• _THE REQUEST_
Extract every line where the string "this" appears.

• _RECORDS TO PROCESS_
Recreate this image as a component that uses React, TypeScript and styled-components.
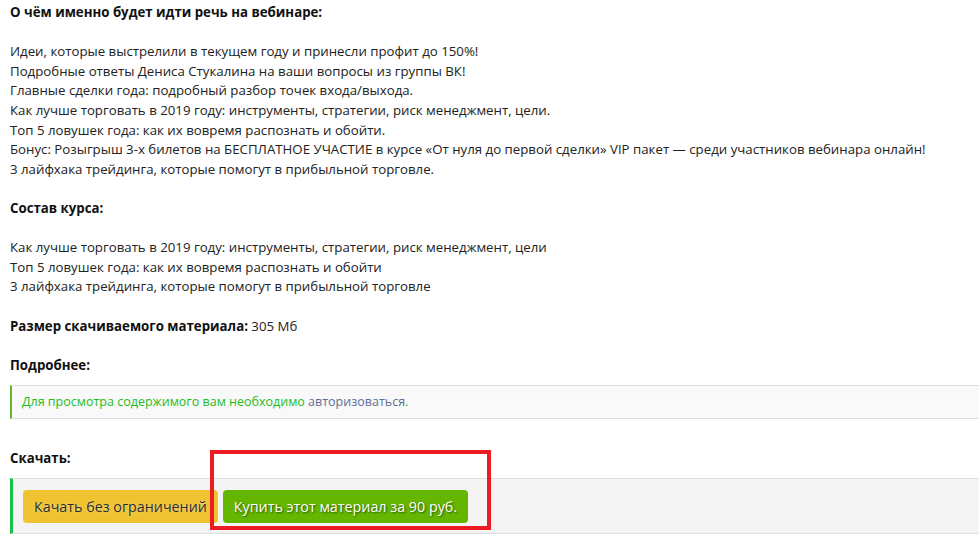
import styled, { createGlobalStyle } from 'styled-components'

const Global = createGlobalStyle`
  html, body {
    margin: 0;
    padding: 0;
    background: #fff;
  }
  body {
    font-family: "Open Sans", "Noto Sans", "DejaVu Sans", sans-serif;
    font-size: 13.25px;
    color: #222;
  }
`

const Page = styled.div`
  padding: 3px 0 0 10px;
  width: 969px;
  overflow: hidden;
  line-height: 19.6px;
`

const Para = styled.p`
  margin: 0 0 19.6px;
`

const Title = styled.strong`
  font-weight: 700;
  color: #111;
`

const Notice = styled.div`
  margin: 0 0 30px;
  padding: 6px 0 6px 10px;
  background: #f9f9f9;
  border-top: 1px solid #dedede;
  border-bottom: 1px solid #dedede;
  border-left: 2px solid #6ab52d;
  color: #1fbc1f;
  font-size: 12.5px;
`

const Link = styled.a`
  color: #5e6f96;
  text-decoration: none;
`

const DownloadBox = styled.div`
  position: relative;
  margin-top: 10px;
  padding: 11px 0 10px 10px;
  background: #f4f4f4;
  border-top: 1px solid #dedede;
  border-bottom: 1px solid #dedede;
  border-left: 3px solid #18c24a;
  display: flex;
  gap: 5px;
`

const Button = styled.a<{ tone: 'yellow' | 'green' }>`
  display: inline-flex;
  align-items: center;
  height: 33px;
  padding: 0 11px;
  border-radius: 4px;
  font-size: 14.3px;
  cursor: pointer;
  ${p => p.tone === 'yellow'
    ? `background: #f0c330; color: #2b2b2b; text-shadow: 0 0 2px rgba(255,255,255,0.6);`
    : `background: #64b600; color: #fff; text-shadow: 1px 1px 2px rgba(0,0,0,0.55);`}
`

const Highlight = styled.div`
  position: absolute;
  left: 197px;
  top: -29px;
  width: 273px;
  height: 72px;
  border: 4px solid #ed1c24;
  pointer-events: none;
`

export default function App() {
  return (
    <Page>
      <Global />
      <Para><Title>О чём именно будет идти речь на вебинаре:</Title></Para>
      <Para>
        Идеи, которые выстрелили в текущем году и принесли профит до 150%!<br />
        Подробные ответы Дениса Стукалина на ваши вопросы из группы ВК!<br />
        Главные сделки года: подробный разбор точек входа/выхода.<br />
        Как лучше торговать в 2019 году: инструменты, стратегии, риск менеджмент, цели.<br />
        Топ 5 ловушек года: как их вовремя распознать и обойти.<br />
        Бонус: Розыгрыш 3-х билетов на БЕСПЛАТНОЕ УЧАСТИЕ в курсе «От нуля до первой сделки» VIP пакет — среди участников вебинара онлайн!<br />
        3 лайфхака трейдинга, которые помогут в прибыльной торговле.
      </Para>
      <Para><Title>Состав курса:</Title></Para>
      <Para>
        Как лучше торговать в 2019 году: инструменты, стратегии, риск менеджмент, цели<br />
        Топ 5 ловушек года: как их вовремя распознать и обойти<br />
        3 лайфхака трейдинга, которые помогут в прибыльной торговле
      </Para>
      <Para><Title>Размер скачиваемого материала:</Title> 305 Мб</Para>
      <Para style={{ marginBottom: 10 }}><Title>Подробнее:</Title></Para>
      <Notice>
        Для просмотра содержимого вам необходимо <Link href="#">авторизоваться</Link>.
      </Notice>
      <Para style={{ margin: 0 }}><Title>Скачать:</Title></Para>
      <DownloadBox>
        <Button tone="yellow">Качать без ограничений</Button>
        <Button tone="green">Купить этот материал за 90 руб.</Button>
        <Highlight />
      </DownloadBox>
    </Page>
  )
}
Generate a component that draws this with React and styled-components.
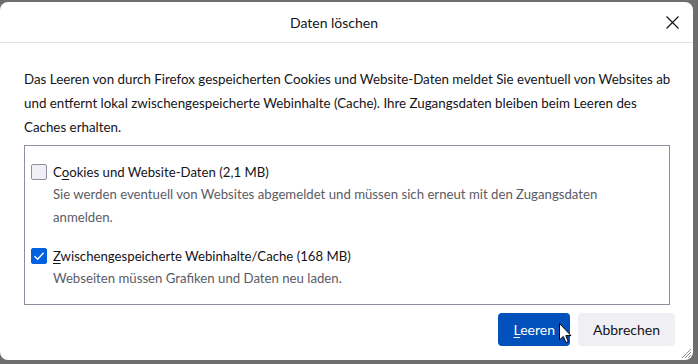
import React from "react";
import styled, { createGlobalStyle } from "styled-components";

const GlobalStyle = createGlobalStyle`
  html, body { margin: 0; padding: 0; }
  body {
    background: #6e6e6e;
    font-family: Lato, "Noto Sans", "Liberation Sans", sans-serif;
  }
`;

const Screen = styled.div`
  width: 698px;
  height: 364px;
  overflow: hidden;
  padding-top: 2px;
  box-sizing: border-box;
`;

const Dialog = styled.div`
  position: relative;
  width: 693px;
  height: 358px;
  background: #ffffff;
  border-radius: 8px;
  display: flex;
  flex-direction: column;
  color: #15141a;
  box-sizing: border-box;
`;

const Header = styled.header`
  flex: none;
  height: 40px;
  display: flex;
  align-items: center;
  padding-left: 8px;
  border-bottom: 1px solid #e0e0e6;
`;

const Title = styled.h1`
  flex: 1;
  margin: 0;
  text-align: center;
  font-size: 14px;
  font-weight: 400;
`;

const CloseButton = styled.button`
  width: 24px;
  height: 24px;
  margin-right: 9px;
  padding: 0;
  border: 0;
  background: none;
  display: flex;
  align-items: center;
  justify-content: center;
  color: #15141a;
`;

const Body = styled.div`
  padding: 24px 23px 0 24px;
`;

const Intro = styled.p`
  margin: 0;
  font-size: 13.35px;
  line-height: 24px;
  white-space: nowrap;
`;

const OptionsBox = styled.div`
  margin-top: 6px;
  border: 1px solid #8f8f9d;
  padding: 15px 6px 14px 6px;
  display: grid;
  grid-template-columns: 16px 1fr;
  column-gap: 6px;
  align-items: center;
`;

const Box = styled.span`
  width: 16px;
  height: 16px;
  box-sizing: border-box;
  border-radius: 2px;
  border: 1px solid ${(p) => (p.$checked ? "#0061e0" : "#8f8f9d")};
  background: ${(p) => (p.$checked ? "#0061e0" : "#f0f0f4")};
  display: flex;
  align-items: center;
  justify-content: center;
`;

const Label = styled.label`
  font-size: 13.2px;
  line-height: 22px;
  white-space: nowrap;
`;

const Desc = styled.div`
  grid-column: 2;
  font-size: 13.2px;
  line-height: 23px;
  color: #5b5b66;
  white-space: nowrap;
  margin-bottom: ${(p) => (p.$last ? "0" : "16px")};
`;

const AccessKey = styled.span`
  text-decoration: underline;
  text-underline-offset: 2px;
`;

const Footer = styled.div`
  display: flex;
  justify-content: flex-end;
  gap: 8px;
  padding: 8px 18px 0 0;
`;

const Button = styled.button`
  height: 33px;
  padding: 0 15px;
  border: 0;
  border-radius: 4px;
  font-family: inherit;
  font-size: 14px;
  background: ${(p) => (p.$primary ? "#0250bb" : "#f0f0f4")};
  color: ${(p) => (p.$primary ? "#ffffff" : "#15141a")};
`;

const Cursor = styled.svg`
  position: absolute;
  left: 559px;
  top: 321px;
`;

const Grip = styled.svg`
  position: absolute;
  right: 1px;
  bottom: 1px;
`;

function Checkbox({ checked }) {
  return (
    <Box $checked={checked}>
      {checked && (
        <svg width="12" height="12" viewBox="0 0 12 12">
          <path d="M1.5 6.2 L4.6 9.2 L10.6 2.8" fill="none" stroke="#fff" strokeWidth="1.4" />
        </svg>
      )}
    </Box>
  );
}

export default function App() {
  return (
    <>
      <GlobalStyle />
      <Screen>
        <Dialog>
          <Header>
            <Title>Daten löschen</Title>
            <CloseButton aria-label="Schließen">
              <svg width="13" height="13" viewBox="0 0 13 13">
                <path d="M0.5 0.5 L12.5 12.5 M12.5 0.5 L0.5 12.5" stroke="#15141a" strokeWidth="1.2" />
              </svg>
            </CloseButton>
          </Header>
          <Body>
            <Intro>
              Das Leeren von durch Firefox gespeicherten Cookies und Website-Daten meldet Sie eventuell von Websites ab
              <br />
              und entfernt lokal zwischengespeicherte Webinhalte (Cache). Ihre Zugangsdaten bleiben beim Leeren des
              <br />
              Caches erhalten.
            </Intro>
            <OptionsBox>
              <Checkbox checked={false} />
              <Label>
                C<AccessKey>o</AccessKey>okies und Website-Daten (2,1 MB)
              </Label>
              <Desc>
                Sie werden eventuell von Websites abgemeldet und müssen sich erneut mit den Zugangsdaten
                <br />
                anmelden.
              </Desc>
              <Checkbox checked />
              <Label>
                <AccessKey>Z</AccessKey>wischengespeicherte Webinhalte/Cache (168 MB)
              </Label>
              <Desc $last>Webseiten müssen Grafiken und Daten neu laden.</Desc>
            </OptionsBox>
          </Body>
          <Footer>
            <Button $primary>
              <AccessKey>L</AccessKey>eeren
            </Button>
            <Button>Abbrechen</Button>
          </Footer>
          <Cursor width="13" height="21" viewBox="0 0 13 21">
            <path d="M0.5 0.5 L0.5 17 L4.3 13.4 L6.9 19.6 L9.3 18.6 L6.8 12.6 L12 12.6 Z" fill="#fff" stroke="#000" strokeWidth="1" strokeLinejoin="round" />
          </Cursor>
          <Grip width="12" height="12" viewBox="0 0 12 12">
            <path d="M11 2 L2 11 M11 5 L5 11 M11 8 L8 11" stroke="#8f8f9d" strokeWidth="1" />
          </Grip>
        </Dialog>
      </Screen>
    </>
  );
}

• _REPLY TO THE TASK_
Recreate this image as a component that uses React, TypeScript and styled-components.
Generate a component that draws this with React and styled-components.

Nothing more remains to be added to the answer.